## TO BE DONE
Where the word "with" occurs in a line, return that line.

-- Start of TASK DATA --

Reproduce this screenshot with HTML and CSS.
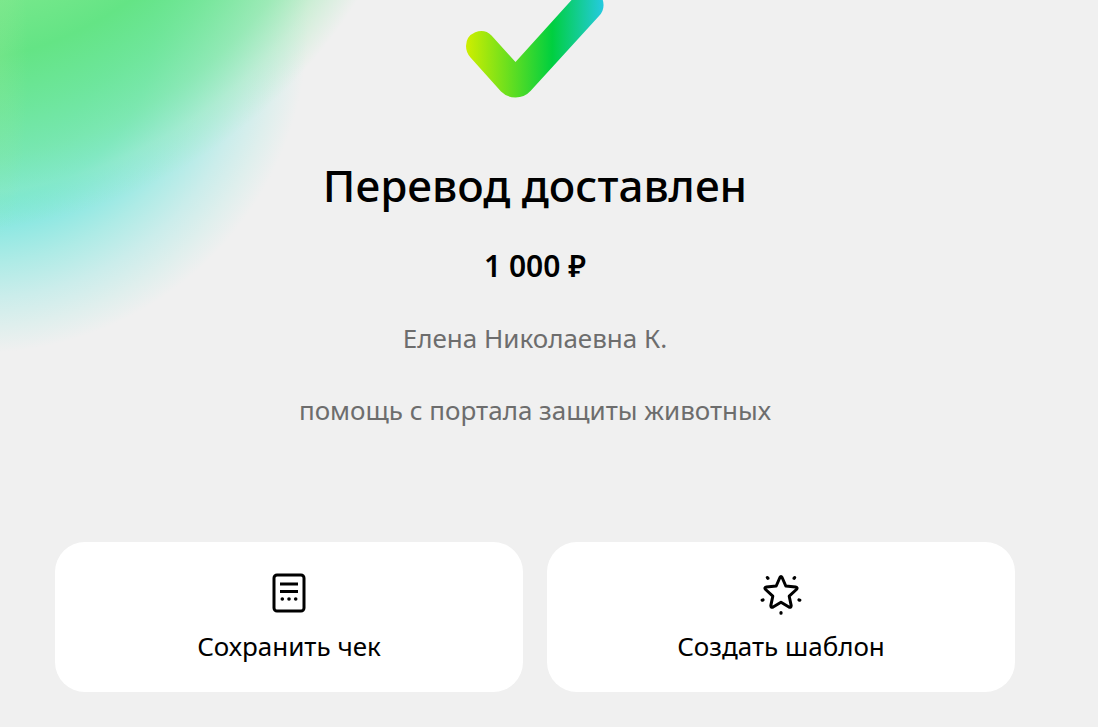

-- End of TASK DATA --
-- Start of TASK DATA --

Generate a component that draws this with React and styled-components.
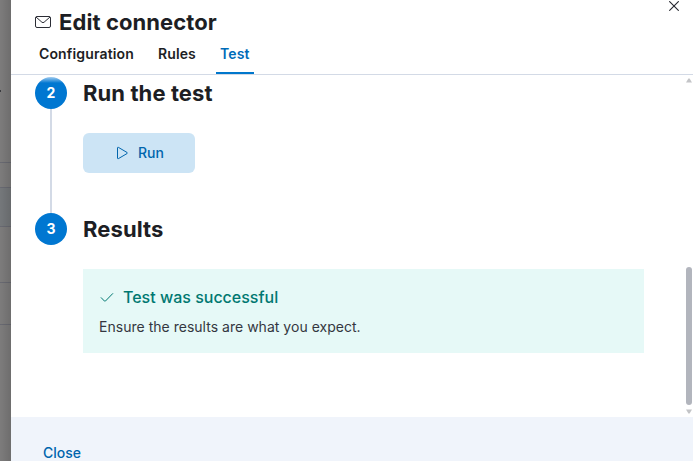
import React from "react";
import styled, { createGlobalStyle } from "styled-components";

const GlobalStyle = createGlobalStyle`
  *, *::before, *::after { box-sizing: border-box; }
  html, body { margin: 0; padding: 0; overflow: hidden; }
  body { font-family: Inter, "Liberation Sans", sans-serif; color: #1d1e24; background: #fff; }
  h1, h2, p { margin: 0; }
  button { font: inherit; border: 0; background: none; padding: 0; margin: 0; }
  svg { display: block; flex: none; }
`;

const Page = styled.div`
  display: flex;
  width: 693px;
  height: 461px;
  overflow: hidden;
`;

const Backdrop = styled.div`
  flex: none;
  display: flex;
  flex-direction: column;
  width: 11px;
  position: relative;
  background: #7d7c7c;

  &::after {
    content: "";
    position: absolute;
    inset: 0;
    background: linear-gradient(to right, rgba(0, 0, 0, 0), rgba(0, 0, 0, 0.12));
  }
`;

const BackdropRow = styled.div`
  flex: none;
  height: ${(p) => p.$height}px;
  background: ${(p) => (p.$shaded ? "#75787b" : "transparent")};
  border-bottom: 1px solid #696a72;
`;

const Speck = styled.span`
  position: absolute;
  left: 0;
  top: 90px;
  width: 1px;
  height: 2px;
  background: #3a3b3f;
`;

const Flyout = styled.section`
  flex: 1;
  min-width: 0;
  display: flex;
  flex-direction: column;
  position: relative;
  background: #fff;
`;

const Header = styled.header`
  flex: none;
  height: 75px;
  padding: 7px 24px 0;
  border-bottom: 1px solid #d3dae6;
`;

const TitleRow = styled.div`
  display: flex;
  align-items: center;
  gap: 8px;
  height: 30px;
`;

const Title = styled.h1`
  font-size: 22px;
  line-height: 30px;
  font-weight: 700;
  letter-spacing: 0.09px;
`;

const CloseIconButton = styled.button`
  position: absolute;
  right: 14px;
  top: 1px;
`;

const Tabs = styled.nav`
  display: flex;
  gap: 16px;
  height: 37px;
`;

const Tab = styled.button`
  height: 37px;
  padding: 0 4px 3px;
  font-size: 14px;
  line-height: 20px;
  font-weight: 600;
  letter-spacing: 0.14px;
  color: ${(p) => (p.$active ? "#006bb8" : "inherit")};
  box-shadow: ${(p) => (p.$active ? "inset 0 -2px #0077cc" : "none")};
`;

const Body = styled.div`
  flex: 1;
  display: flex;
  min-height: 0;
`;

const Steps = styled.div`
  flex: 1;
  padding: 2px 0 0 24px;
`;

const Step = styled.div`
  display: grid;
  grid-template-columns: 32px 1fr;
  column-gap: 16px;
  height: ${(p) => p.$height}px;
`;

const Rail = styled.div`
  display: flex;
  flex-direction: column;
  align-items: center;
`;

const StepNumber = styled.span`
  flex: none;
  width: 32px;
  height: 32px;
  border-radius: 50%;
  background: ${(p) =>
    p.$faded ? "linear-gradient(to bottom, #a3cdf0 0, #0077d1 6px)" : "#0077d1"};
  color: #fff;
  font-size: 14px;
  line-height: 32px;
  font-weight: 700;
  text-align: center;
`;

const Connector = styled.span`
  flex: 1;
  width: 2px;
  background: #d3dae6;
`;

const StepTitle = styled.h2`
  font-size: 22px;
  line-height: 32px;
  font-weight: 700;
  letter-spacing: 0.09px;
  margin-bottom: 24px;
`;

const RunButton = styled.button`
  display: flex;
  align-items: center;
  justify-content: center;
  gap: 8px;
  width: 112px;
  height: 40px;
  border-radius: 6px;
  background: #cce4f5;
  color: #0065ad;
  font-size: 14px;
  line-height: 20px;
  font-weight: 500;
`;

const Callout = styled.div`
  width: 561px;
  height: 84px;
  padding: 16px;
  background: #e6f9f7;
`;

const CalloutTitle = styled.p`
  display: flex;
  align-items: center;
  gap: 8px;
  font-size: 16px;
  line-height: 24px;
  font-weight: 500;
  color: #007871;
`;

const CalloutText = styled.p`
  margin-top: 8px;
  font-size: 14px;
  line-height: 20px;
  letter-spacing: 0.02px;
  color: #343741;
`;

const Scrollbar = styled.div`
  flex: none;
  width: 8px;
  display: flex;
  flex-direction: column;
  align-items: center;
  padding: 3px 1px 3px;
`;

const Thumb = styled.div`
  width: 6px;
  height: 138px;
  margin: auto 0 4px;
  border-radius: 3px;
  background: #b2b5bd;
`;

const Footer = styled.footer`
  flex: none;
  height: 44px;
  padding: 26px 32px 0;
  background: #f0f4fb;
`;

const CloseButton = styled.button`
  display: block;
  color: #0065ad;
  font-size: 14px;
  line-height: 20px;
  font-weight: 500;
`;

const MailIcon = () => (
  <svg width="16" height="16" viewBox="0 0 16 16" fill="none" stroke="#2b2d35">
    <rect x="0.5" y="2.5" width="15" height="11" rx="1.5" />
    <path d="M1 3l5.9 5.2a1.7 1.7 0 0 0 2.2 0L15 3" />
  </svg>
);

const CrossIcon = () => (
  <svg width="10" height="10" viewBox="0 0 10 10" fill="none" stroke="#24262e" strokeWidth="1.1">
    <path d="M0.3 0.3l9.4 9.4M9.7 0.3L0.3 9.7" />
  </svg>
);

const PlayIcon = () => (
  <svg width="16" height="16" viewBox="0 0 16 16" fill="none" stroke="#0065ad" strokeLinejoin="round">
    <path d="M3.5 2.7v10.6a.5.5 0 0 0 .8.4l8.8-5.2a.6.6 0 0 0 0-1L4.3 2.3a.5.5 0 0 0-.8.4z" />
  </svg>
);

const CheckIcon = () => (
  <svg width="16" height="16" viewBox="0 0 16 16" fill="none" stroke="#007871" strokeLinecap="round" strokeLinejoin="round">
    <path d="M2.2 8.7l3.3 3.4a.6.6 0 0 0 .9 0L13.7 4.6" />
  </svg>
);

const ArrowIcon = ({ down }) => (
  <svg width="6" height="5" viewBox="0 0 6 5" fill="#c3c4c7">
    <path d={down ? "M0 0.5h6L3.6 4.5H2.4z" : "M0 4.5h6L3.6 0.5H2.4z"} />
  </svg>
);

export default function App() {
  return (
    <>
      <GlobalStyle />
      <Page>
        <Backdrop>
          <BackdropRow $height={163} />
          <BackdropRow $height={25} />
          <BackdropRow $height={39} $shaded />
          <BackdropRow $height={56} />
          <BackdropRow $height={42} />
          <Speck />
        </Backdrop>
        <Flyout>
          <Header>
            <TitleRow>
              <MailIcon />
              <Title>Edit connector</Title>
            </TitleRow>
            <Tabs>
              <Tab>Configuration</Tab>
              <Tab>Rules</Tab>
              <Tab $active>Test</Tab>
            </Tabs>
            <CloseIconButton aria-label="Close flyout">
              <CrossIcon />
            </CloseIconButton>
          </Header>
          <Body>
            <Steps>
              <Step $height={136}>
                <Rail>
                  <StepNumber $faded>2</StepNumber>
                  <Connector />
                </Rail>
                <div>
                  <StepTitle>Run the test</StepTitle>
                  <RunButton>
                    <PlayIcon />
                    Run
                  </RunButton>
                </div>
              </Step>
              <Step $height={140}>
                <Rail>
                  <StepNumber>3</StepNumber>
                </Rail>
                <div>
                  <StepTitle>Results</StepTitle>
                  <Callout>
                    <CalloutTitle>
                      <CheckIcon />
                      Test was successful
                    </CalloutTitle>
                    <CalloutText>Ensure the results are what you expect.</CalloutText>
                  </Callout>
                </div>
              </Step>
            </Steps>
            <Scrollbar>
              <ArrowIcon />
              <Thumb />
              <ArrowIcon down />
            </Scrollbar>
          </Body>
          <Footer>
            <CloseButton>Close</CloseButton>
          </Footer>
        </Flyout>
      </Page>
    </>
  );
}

-- End of TASK DATA --
-- Start of TASK DATA --

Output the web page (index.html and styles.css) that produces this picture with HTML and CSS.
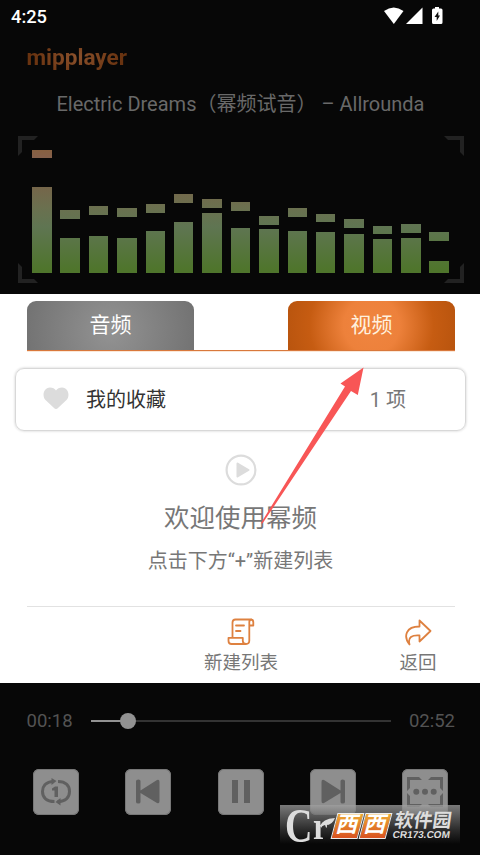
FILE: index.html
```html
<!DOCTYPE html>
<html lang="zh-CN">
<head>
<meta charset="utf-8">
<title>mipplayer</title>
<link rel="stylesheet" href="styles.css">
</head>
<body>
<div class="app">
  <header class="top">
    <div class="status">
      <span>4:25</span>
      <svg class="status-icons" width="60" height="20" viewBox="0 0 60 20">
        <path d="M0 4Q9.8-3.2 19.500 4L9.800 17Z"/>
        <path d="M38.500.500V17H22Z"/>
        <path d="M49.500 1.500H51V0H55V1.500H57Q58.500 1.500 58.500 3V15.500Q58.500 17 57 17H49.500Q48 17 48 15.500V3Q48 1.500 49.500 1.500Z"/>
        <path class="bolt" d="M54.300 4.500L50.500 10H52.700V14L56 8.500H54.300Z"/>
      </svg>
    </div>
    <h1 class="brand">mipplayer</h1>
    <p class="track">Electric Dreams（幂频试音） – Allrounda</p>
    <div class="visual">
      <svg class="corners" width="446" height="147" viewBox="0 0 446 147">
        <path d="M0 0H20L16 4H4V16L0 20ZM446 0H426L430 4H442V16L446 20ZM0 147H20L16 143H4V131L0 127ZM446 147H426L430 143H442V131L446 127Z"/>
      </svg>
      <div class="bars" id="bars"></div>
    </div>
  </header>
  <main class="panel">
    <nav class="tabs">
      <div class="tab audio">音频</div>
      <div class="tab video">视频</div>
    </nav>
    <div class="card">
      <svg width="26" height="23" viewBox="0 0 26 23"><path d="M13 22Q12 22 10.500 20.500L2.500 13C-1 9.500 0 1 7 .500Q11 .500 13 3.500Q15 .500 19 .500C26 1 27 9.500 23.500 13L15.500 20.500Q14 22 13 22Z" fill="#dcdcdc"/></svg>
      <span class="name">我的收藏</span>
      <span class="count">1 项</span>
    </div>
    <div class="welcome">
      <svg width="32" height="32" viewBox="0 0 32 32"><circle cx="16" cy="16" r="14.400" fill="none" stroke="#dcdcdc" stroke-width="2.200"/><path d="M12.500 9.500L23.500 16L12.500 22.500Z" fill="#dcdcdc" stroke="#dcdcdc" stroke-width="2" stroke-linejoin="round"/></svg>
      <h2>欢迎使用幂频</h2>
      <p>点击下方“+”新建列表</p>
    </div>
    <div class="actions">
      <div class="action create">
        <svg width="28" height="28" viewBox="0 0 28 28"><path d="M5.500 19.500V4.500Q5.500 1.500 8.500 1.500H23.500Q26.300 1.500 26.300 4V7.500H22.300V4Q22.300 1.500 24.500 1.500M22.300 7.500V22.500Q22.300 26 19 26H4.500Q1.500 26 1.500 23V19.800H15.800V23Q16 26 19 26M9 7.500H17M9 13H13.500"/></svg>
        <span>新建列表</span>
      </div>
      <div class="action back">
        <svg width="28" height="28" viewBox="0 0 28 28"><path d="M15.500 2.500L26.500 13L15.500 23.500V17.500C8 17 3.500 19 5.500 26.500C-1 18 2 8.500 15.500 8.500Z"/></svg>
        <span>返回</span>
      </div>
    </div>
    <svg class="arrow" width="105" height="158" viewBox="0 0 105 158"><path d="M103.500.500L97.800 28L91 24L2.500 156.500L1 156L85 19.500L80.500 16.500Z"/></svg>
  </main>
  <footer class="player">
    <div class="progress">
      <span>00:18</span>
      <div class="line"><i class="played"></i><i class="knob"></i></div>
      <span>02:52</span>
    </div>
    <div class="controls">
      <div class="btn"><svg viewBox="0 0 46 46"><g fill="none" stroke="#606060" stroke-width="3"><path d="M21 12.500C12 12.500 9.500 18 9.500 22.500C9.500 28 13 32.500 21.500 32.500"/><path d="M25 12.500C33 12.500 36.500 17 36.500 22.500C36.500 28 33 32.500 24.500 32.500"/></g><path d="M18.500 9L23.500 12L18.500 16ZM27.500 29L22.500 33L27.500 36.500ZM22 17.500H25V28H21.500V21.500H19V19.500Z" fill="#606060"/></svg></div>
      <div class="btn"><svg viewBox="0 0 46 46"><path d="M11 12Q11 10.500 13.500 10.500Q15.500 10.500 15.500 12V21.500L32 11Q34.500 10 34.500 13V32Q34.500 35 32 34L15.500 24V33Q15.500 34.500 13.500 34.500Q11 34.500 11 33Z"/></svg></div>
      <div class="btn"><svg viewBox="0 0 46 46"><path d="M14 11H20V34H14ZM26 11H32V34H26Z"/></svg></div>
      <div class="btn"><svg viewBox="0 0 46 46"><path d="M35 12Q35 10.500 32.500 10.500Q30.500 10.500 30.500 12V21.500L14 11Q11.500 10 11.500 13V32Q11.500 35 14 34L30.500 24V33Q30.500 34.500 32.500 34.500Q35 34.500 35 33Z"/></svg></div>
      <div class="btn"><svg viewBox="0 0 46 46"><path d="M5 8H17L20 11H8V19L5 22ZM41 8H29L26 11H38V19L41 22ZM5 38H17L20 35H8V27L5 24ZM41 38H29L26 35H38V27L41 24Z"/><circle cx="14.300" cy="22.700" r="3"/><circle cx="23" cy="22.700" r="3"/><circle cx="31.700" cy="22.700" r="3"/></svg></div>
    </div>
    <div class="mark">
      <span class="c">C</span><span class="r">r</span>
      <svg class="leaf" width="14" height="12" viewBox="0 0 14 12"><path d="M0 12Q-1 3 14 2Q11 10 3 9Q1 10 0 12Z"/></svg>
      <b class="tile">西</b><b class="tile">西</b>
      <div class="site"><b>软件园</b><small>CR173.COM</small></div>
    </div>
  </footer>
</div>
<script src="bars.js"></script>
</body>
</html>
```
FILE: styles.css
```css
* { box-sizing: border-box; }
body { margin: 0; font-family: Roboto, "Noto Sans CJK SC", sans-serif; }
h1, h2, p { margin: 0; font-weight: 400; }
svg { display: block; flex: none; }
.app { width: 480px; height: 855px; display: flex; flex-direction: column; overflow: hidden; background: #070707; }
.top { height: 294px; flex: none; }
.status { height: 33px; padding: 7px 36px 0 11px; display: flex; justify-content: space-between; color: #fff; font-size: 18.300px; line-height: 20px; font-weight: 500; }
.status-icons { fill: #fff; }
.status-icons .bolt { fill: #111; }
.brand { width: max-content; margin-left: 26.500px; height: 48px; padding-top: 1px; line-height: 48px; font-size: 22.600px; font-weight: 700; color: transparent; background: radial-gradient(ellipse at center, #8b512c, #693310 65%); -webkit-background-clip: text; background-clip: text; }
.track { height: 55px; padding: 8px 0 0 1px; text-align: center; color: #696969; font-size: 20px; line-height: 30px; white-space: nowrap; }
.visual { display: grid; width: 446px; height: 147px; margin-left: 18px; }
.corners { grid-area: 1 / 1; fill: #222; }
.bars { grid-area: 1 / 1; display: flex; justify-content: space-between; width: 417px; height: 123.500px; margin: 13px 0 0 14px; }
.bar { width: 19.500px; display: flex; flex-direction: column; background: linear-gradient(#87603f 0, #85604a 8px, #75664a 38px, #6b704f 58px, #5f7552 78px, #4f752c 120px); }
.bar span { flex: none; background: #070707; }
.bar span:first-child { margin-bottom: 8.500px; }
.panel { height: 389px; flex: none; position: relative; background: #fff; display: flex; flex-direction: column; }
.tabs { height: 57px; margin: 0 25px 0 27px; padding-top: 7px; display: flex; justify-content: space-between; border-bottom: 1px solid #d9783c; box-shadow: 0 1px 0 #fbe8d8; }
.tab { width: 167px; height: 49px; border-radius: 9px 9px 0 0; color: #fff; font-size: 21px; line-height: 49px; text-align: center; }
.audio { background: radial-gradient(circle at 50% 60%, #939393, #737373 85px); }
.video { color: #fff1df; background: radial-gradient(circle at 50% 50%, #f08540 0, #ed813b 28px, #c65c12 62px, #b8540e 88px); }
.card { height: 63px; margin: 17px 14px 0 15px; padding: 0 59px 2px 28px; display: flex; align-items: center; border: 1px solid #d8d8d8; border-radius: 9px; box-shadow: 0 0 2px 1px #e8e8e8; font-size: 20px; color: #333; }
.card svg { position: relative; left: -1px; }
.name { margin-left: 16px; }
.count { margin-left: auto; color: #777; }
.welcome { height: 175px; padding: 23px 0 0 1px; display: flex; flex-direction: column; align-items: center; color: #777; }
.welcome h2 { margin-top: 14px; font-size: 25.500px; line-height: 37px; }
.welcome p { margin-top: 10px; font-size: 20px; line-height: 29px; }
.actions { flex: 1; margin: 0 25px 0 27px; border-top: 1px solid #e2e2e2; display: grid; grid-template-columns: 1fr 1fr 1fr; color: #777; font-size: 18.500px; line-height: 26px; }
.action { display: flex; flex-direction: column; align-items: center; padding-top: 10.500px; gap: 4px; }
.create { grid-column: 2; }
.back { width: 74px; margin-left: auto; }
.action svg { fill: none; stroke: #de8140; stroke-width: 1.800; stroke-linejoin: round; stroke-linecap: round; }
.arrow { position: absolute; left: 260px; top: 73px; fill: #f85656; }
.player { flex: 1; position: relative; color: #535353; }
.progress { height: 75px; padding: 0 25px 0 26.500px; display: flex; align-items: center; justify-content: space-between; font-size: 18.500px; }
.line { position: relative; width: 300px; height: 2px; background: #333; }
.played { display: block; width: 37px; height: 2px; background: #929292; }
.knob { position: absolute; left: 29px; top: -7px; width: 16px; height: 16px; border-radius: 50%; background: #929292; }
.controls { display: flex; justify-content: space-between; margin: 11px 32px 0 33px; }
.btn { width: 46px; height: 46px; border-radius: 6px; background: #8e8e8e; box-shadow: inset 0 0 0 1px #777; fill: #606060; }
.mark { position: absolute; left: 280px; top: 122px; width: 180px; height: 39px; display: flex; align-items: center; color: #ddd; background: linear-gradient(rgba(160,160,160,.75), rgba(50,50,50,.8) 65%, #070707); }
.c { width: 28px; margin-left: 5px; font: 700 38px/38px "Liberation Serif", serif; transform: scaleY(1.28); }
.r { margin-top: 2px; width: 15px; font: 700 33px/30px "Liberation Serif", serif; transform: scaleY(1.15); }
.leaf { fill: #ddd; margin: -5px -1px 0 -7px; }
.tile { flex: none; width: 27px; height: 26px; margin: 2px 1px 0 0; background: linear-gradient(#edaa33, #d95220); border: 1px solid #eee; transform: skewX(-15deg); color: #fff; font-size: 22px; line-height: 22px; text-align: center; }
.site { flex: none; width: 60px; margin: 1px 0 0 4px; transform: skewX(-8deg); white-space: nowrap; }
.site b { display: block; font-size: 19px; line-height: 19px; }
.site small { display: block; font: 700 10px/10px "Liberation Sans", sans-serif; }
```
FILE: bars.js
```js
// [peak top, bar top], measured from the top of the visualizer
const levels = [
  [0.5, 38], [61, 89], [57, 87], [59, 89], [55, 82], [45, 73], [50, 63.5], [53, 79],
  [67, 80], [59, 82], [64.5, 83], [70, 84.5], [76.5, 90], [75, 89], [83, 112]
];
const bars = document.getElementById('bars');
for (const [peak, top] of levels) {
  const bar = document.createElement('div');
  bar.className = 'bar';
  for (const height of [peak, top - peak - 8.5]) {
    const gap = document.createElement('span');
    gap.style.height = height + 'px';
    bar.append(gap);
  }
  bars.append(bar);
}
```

-- End of TASK DATA --

## TASK SOLUTION
Reproduce this screenshot with HTML and CSS.
Generate a component that draws this with React and styled-components.
Output the web page (index.html and styles.css) that produces this picture with HTML and CSS.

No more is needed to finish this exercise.